The plaintiffs stress that the court would not be ordering Tether to dip into its reserves or surrender company funds. Instead, they frame the move as an instruction to redirect Iranian‑linked digital property already under sanction, effectively using the stablecoin’s centralization as an enforcement tool.
Who the victims are and what they want to collect
The creditor group includes individuals and families affected by terrorist attacks attributed to organizations supported by Iran over the last several decades. Among those referenced are survivors and relatives connected to a 1997 Hamas suicide bombing in Jerusalem, a high‑profile incident often cited in U.S. litigation against Iran as a state sponsor of terrorism.

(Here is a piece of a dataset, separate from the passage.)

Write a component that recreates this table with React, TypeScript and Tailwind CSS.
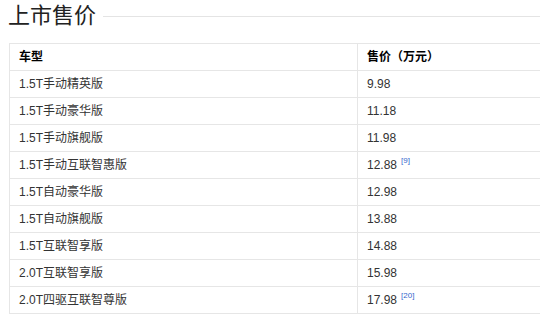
const rows: { name: string; price: string; ref?: string }[] = [
  { name: "1.5T手动精英版", price: "9.98" },
  { name: "1.5T手动豪华版", price: "11.18" },
  { name: "1.5T手动旗舰版", price: "11.98" },
  { name: "1.5T手动互联智惠版", price: "12.88", ref: "[9]" },
  { name: "1.5T自动豪华版", price: "12.98" },
  { name: "1.5T自动旗舰版", price: "13.88" },
  { name: "1.5T互联智享版", price: "14.88" },
  { name: "2.0T互联智享版", price: "15.98" },
  { name: "2.0T四驱互联智尊版", price: "17.98", ref: "[20]" },
];

const App = () => {
  return (
    <div className="w-[540px] h-[317px] overflow-hidden bg-white font-['Liberation_Sans','Noto_Sans_CJK_SC',sans-serif] text-[#333]">
      <div className="flex items-center h-8 pl-[8px]">
        <h2 className="text-[22px] leading-8 text-[#222] pr-[7px]">上市售价</h2>
        <div className="flex-1 h-px bg-[#e4e4e4]" />
      </div>
      <div className="mt-[11px] ml-[9px] w-[531px] border-l border-t border-[#e6e6e6] text-[12px]">
        <div className="flex h-[27px] border-b border-[#e6e6e6] font-bold text-black">
          <div className="w-[348px] pl-[9px] flex items-center border-r border-[#e6e6e6]">车型</div>
          <div className="flex-1 pl-[9px] flex items-center">售价（万元）</div>
        </div>
        {rows.map((r) => (
          <div key={r.name} className="flex h-[27px] border-b border-[#e6e6e6]">
            <div className="w-[348px] pl-[9px] flex items-center border-r border-[#e6e6e6]">{r.name}</div>
            <div className="flex-1 pl-[9px] flex items-center">
              {r.price}
              {r.ref && (
                <sup className="ml-[4px] text-[8px] text-[#3366cc] -top-[4px]">{r.ref}</sup>
              )}
            </div>
          </div>
        ))}
      </div>
    </div>
  );
};

export default App;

Across multiple lawsuits and years of legal battles, these victims have secured significant judgments in U.S. courts. The filings state that compensatory damages awarded to them amount to roughly USD 552.3 million, while punitive damages climb to around USD 1.86 billion. Altogether, the group is seeking to enforce approximately USD 2.42 billion in outstanding judgments.

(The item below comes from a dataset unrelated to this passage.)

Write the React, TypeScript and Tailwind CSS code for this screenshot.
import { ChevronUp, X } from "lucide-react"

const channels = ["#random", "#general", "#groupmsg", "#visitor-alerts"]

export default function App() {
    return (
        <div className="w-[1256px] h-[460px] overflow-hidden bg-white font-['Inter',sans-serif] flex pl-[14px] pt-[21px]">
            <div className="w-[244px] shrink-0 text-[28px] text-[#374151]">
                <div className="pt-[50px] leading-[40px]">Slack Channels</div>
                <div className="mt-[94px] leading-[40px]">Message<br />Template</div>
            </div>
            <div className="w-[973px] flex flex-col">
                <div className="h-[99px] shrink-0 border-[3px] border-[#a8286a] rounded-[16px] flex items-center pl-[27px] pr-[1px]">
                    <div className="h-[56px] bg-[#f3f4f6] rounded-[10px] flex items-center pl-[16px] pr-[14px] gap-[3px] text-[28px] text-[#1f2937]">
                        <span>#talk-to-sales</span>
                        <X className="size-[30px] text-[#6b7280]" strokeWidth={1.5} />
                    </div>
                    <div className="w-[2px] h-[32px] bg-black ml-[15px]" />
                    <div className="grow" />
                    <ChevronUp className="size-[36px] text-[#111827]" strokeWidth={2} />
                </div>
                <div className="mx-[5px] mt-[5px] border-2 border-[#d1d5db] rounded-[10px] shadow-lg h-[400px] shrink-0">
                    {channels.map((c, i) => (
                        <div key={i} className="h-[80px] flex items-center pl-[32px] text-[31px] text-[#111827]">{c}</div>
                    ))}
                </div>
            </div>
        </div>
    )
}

Despite having these rulings on paper, collecting on them has proven extremely difficult. Iran and its affiliated entities often keep assets outside the straightforward reach of U.S. law enforcement and civil plaintiffs. That is why the creditors have started to look at digital assets, wallets and smart‑contract platforms as potential reservoirs of attachable property.

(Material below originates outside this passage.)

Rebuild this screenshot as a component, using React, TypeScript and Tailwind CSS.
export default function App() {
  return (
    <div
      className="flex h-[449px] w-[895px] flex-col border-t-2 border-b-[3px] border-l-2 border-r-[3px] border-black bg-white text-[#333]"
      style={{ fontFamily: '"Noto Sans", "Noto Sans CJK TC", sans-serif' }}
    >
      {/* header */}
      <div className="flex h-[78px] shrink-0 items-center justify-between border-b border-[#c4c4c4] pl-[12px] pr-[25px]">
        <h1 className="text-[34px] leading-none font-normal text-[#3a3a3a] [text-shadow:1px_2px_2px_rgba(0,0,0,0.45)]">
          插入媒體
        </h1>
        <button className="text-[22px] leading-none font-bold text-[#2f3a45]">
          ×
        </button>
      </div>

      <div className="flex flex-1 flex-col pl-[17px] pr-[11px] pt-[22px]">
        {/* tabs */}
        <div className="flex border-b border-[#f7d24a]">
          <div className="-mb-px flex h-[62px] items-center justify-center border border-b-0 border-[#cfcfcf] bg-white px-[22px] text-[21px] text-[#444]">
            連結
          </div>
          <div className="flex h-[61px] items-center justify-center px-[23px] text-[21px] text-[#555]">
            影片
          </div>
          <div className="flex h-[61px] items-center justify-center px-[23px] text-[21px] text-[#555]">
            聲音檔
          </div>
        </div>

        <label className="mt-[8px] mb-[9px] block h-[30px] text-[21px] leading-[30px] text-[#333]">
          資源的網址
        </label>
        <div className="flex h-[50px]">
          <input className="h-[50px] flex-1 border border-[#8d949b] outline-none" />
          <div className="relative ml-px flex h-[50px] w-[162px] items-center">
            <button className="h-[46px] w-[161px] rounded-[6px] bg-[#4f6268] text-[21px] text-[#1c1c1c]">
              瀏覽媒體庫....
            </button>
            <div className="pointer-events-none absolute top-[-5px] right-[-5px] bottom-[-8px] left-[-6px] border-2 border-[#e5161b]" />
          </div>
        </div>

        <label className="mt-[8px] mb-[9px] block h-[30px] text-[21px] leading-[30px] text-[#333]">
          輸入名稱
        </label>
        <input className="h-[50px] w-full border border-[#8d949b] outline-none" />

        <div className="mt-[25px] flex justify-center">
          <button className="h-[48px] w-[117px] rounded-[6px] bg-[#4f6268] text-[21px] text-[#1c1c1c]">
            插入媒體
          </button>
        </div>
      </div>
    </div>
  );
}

In this case, the theory is that once OFAC publicly ties a wallet to Iran or the IRGC, the crypto tokens there can be treated as Iranian state assets. If a U.S. court agrees, those tokens may be redirected to judgment creditors instead of sitting indefinitely as frozen entries on a blockchain.
The petition also attempts to anchor the case in New York by pointing out that a substantial portion of Tether’s reserves is allegedly managed or custodied through financial relationships in the state, including with Wall Street firm Cantor Fitzgerald. That connection is used to argue that New York courts have solid jurisdiction over Tether and its obligations.
A broader campaign against crypto infrastructure tied to sanctioned actors
The lawsuit is part of a wider pattern of litigation spearheaded by attorney Charles Gerstein, who has become known for bringing innovative claims against crypto platforms and protocols when sanctioned or hacked assets are involved. His approach generally targets entities that retain some level of technical control over digital funds, such as the ability to freeze, redirect or redeem tokens.
Previous cases associated with Gerstein include actions involving funds frozen on the Arbitrum network after a hack affecting KelpDAO, with some of the seized crypto allegedly linked to North Korean actors and the Lazarus Group. In those disputes, he argued that stolen assets under the control of sanctioned hackers should be treated as property of North Korea for enforcement purposes.
Not all defendants agreed with that view. Protocols like Aave reportedly responded that stolen tokens never legally became the robbers’ legitimate property, even if they briefly controlled them in practice. That stance raised thorny questions about ownership, fraud, theft and when exactly title to a digital asset can lawfully change hands.
By contrast, the victims’ camp says the case against Tether is considerably less convoluted. Here, OFAC has already taken the politically and legally weighty step of designating the Tron wallets as linked to the IRGC, a branch of a foreign government, rather than to individual hackers. From the plaintiffs’ point of view, this simplifies the chain of ownership and the argument that the USDT in question qualifies as attachable state property.
Regardless of how the court ultimately rules, the dispute is widely seen as a potential test case for how far courts can go in compelling stablecoin issuers to act as enforcement agents for anti‑terrorism judgments and international sanctions. It puts the spotlight on the gap between crypto’s decentralized marketing narrative and the very centralized powers that some token issuers actually wield.
What is at stake for Tether and the stablecoin industry
If the court sides with the victims, it could create a powerful precedent: any issuer with the ability to freeze or block digital assets might also be expected, in some circumstances, to redirect those assets to creditors who hold enforceable judgments. This would blur the line between passive compliance with sanctions and active participation in the redistribution of sanctioned wealth.
Such a ruling could reshape how centralized stablecoins operate. Platforms may need to revisit their terms of service, compliance frameworks and technical controls to clarify under what conditions they will intervene in user balances. Some issuers might even decide to limit or redefine their administrative powers to manage legal risk, potentially impacting how regulators view them.
For Tether specifically, the case arrives amid long‑running debates over transparency, oversight and systemic importance given its dominant role in global crypto trading. Being ordered to burn and re‑mint hundreds of millions in USDT to satisfy terrorism claims would underscore how critical its internal controls and jurisdictional ties have become for law enforcement and private litigants.
On the other hand, if the court rejects the plaintiffs’ reasoning, it could reinforce the idea that stablecoin issuers’ obligations stop at freezing or blocking sanctioned wallets, without any duty to further redistribute assets. That outcome might reassure some users but could also frustrate victims of terrorism and other crimes seeking practical pathways to collect on judgments.
Beyond this particular conflict, the lawsuit highlights the growing intersection of international security policy, financial regulation and blockchain technology. As more value migrates on‑chain and as governments step up sanctions against hostile states and non‑state actors, the pressure on centralized crypto intermediaries to act—or refuse to act—will only intensify.
Against this backdrop, the New York case over 344 million USDT illustrates how blockchain‑based assets, once touted as resistant to state control, are increasingly being drawn into the machinery of court‑ordered enforcement and geopolitical disputes. Whatever the final decision, the outcome is likely to be closely watched by regulators, crypto companies and victims’ groups looking for new ways to pursue sanctioned funds.